### What the task requires
Give back exactly the lines from the beginning of the listing below to the line holding "import React from", both ends included; the pictures stay out.

------------------------

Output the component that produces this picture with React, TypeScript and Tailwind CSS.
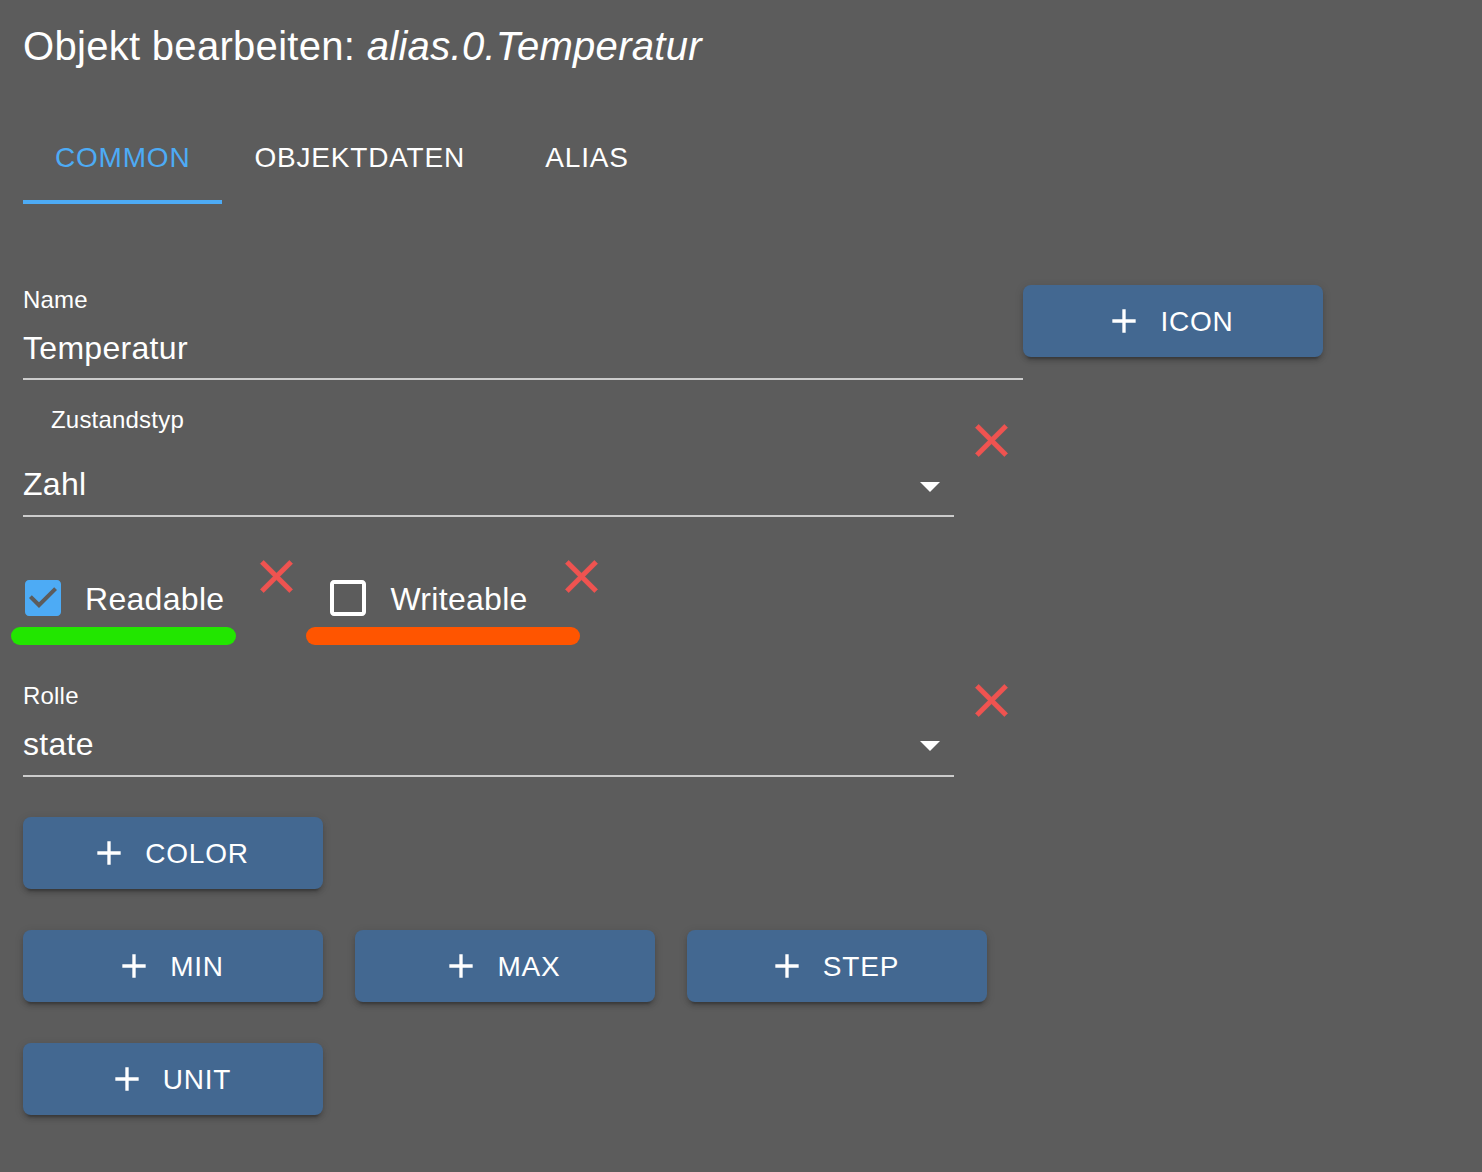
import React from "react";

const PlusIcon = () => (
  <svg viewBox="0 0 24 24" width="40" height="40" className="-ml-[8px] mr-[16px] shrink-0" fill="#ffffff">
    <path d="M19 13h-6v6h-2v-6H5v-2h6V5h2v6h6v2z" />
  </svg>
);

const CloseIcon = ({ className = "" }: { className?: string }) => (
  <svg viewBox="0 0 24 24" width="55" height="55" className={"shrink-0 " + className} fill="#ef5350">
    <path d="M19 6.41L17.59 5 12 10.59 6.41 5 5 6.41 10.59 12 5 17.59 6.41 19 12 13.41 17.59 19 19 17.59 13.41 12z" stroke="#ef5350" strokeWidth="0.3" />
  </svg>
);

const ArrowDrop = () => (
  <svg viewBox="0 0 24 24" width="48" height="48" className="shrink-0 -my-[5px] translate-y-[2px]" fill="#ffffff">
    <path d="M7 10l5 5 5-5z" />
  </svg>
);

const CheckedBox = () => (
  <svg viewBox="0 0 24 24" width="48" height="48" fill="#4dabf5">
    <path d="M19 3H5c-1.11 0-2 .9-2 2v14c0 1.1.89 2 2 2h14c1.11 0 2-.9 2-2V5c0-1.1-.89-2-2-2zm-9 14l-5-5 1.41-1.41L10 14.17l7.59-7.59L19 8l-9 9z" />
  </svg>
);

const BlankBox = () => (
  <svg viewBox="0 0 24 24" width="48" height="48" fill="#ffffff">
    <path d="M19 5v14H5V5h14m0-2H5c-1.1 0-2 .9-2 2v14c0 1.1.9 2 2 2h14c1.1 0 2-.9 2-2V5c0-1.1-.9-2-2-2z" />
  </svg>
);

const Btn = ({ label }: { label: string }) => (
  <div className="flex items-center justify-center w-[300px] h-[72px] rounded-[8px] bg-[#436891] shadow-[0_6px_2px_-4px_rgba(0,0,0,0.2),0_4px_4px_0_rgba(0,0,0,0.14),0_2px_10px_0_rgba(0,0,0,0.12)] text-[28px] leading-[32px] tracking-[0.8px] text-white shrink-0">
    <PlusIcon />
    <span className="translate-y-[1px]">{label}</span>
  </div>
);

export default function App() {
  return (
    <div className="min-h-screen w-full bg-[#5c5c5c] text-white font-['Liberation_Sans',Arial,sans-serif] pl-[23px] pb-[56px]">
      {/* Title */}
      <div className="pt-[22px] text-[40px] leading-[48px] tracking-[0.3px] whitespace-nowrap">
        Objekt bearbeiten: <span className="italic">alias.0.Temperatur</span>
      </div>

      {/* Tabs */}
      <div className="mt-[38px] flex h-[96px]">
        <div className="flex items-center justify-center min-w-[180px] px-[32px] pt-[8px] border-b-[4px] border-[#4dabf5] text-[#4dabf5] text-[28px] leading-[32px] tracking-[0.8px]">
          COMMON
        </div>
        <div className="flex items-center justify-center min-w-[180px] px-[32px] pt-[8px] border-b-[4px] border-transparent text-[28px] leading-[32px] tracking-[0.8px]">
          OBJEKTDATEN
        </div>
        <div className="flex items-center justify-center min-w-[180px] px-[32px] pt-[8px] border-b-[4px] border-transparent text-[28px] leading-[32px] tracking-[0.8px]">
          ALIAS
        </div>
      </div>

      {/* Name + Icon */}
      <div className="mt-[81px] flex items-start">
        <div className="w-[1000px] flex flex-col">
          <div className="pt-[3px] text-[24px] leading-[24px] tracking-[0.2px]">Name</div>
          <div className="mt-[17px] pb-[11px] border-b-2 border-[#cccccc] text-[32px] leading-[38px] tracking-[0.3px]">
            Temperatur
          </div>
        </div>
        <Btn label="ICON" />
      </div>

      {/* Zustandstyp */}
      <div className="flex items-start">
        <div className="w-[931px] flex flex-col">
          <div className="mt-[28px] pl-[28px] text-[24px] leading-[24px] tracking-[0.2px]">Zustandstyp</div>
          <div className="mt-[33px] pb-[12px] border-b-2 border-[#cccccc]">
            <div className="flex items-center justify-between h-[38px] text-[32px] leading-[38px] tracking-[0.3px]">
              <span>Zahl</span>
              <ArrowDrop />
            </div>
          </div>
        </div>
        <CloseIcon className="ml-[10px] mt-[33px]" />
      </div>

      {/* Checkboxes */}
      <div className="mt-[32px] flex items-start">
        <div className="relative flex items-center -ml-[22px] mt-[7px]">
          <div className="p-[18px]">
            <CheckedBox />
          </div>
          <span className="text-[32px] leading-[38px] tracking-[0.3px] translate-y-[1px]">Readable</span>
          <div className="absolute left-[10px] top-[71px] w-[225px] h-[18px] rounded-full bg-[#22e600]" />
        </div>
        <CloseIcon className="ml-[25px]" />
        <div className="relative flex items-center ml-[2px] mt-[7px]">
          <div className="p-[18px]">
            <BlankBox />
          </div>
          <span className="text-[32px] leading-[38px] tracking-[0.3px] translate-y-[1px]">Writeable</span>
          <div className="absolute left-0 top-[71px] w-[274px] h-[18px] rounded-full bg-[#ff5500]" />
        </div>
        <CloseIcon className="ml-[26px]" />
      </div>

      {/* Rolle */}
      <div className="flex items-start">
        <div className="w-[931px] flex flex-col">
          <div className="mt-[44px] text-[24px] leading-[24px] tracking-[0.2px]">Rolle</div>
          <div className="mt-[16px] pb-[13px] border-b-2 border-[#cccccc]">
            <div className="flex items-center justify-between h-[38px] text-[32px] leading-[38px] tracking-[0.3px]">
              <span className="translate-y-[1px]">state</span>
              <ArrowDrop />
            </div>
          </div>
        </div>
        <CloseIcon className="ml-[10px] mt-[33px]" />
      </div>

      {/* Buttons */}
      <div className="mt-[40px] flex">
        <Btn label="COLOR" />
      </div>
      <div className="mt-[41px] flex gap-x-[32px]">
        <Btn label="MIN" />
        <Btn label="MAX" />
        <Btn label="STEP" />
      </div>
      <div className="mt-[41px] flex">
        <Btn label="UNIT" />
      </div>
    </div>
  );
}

------------------------

### Expected answer
Output the component that produces this picture with React, TypeScript and Tailwind CSS.
import React from "react";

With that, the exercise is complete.